* Collected material
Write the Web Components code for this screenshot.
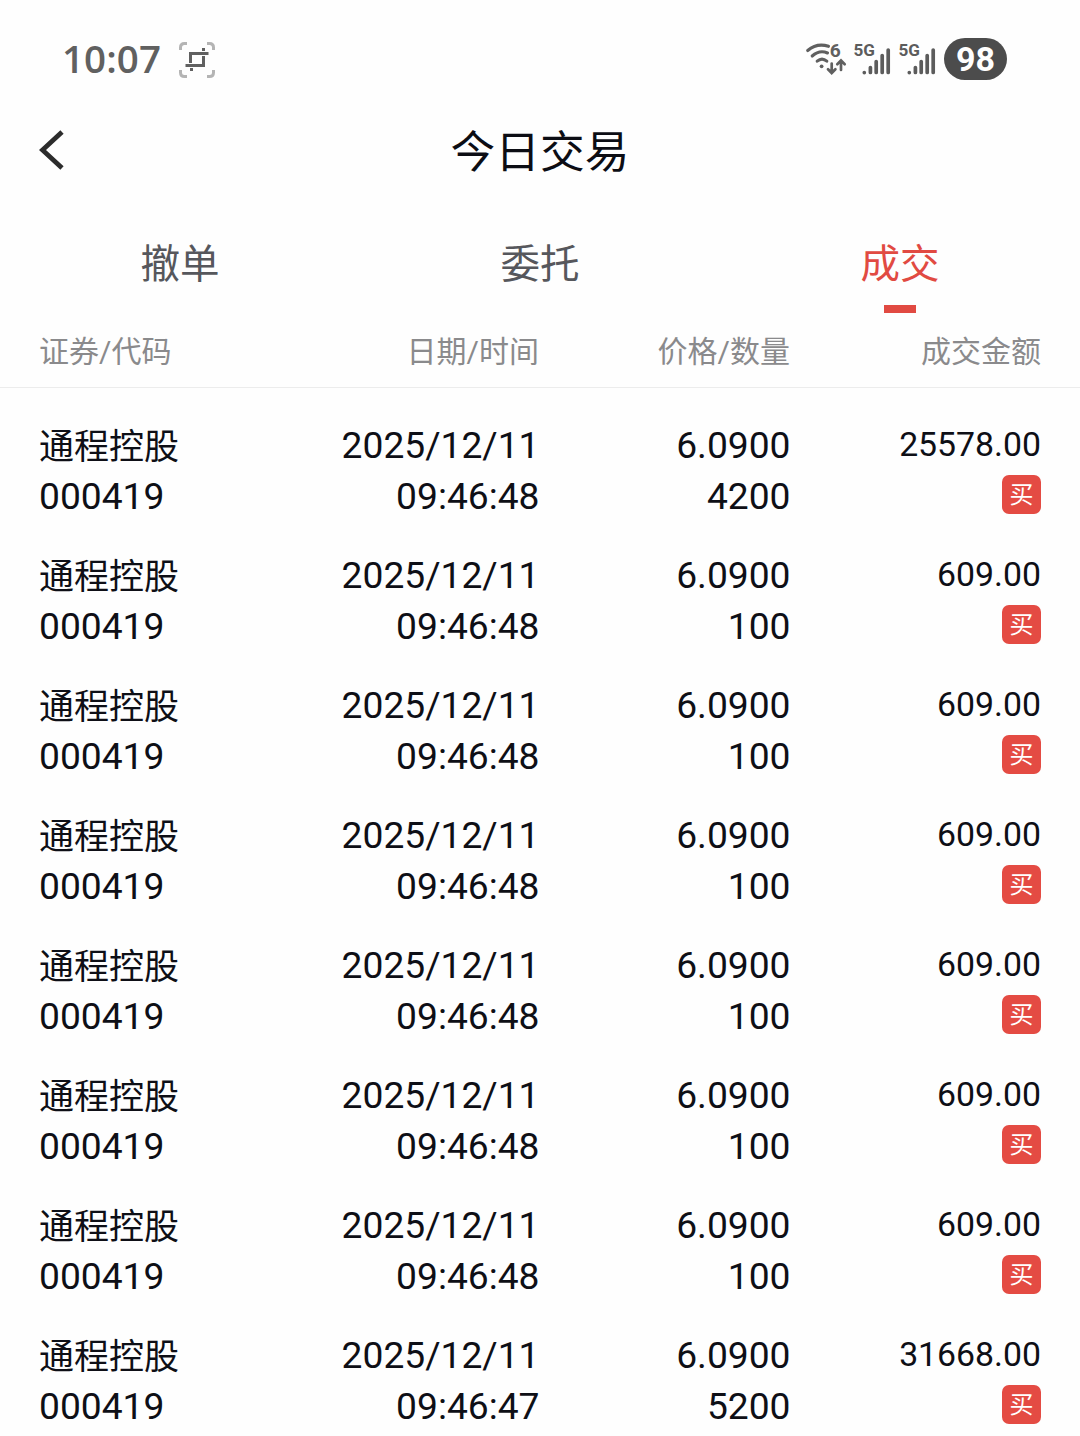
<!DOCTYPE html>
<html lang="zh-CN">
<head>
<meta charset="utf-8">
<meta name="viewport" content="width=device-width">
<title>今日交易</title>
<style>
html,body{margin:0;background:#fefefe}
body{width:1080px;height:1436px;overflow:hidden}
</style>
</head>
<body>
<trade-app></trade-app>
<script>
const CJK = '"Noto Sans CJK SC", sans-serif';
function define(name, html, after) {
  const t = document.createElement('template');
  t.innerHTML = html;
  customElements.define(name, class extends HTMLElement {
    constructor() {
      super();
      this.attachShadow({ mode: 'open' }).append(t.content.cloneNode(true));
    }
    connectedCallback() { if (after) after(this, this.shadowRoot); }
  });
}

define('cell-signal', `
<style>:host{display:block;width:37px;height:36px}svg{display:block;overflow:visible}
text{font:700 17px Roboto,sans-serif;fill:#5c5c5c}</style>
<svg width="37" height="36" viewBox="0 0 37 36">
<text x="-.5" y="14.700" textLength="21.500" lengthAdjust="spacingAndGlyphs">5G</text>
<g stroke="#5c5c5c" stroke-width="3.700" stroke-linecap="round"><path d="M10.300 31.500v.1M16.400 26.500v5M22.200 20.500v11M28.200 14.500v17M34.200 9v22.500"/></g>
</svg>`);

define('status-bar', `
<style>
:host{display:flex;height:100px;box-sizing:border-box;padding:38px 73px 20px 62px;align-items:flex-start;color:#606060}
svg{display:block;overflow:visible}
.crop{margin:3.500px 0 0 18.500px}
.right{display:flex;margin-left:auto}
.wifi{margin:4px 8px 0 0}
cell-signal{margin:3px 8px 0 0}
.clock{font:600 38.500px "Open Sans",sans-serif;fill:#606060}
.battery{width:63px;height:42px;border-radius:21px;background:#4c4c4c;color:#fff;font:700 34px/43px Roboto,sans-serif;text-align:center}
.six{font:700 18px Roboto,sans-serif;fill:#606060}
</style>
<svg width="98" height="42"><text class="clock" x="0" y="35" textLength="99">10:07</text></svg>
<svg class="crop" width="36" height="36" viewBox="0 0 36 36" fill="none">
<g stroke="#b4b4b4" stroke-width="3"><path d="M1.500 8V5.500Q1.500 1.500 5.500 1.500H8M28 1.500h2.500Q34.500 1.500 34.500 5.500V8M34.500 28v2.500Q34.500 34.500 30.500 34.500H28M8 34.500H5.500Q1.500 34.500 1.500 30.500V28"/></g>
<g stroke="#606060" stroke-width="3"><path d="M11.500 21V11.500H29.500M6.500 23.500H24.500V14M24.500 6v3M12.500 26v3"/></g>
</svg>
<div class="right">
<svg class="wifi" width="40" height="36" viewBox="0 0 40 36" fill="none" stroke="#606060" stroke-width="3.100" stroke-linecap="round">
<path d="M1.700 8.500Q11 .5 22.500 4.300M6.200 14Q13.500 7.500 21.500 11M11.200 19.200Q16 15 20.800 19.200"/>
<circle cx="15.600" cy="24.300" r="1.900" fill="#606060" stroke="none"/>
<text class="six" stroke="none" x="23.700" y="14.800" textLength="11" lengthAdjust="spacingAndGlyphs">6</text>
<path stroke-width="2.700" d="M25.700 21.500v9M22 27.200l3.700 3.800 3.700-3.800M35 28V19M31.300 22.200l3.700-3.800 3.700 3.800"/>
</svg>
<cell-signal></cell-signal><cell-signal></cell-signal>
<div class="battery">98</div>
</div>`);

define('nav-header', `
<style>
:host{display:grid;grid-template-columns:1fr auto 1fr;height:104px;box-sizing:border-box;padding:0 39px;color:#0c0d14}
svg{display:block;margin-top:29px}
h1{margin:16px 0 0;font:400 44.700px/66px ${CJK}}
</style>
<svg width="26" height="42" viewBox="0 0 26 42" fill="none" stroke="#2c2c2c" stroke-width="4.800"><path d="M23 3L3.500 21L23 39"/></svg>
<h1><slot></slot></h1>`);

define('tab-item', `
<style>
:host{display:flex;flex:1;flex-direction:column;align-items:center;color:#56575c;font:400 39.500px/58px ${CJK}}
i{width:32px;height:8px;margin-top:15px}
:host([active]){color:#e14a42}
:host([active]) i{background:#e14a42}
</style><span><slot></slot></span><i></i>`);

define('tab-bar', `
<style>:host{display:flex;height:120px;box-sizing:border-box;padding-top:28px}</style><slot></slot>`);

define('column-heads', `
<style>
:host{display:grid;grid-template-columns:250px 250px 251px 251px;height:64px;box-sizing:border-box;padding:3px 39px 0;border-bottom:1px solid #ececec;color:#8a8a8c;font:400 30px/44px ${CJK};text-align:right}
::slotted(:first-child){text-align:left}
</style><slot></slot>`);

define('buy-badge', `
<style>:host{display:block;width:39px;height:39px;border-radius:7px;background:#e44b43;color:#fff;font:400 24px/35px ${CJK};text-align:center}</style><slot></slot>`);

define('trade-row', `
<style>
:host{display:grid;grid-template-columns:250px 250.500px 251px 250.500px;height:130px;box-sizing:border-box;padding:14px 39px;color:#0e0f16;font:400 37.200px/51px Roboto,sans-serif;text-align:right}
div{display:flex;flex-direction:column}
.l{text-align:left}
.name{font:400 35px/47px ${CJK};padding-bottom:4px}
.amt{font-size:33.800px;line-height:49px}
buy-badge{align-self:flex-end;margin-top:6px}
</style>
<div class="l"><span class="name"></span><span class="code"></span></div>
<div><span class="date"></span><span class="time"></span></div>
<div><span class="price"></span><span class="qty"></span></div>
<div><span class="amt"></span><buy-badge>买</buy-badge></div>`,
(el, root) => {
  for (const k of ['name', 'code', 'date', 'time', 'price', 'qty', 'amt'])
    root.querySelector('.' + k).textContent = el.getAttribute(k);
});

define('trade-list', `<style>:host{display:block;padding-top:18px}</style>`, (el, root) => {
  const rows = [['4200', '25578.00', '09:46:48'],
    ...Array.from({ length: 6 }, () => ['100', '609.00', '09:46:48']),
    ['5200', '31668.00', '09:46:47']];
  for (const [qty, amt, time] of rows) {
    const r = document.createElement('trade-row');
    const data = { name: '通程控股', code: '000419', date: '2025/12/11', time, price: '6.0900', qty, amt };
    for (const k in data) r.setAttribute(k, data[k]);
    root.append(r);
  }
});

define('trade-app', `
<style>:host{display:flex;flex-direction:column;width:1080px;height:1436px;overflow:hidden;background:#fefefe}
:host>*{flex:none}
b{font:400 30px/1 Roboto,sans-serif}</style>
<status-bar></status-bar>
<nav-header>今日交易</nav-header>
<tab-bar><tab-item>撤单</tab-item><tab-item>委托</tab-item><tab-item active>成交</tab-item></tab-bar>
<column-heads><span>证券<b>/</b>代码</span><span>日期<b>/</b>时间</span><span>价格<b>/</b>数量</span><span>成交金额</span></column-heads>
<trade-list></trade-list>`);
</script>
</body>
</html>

* Task description
How many of the lines above include the string "this"? Answer with the number only.

* Full answer
3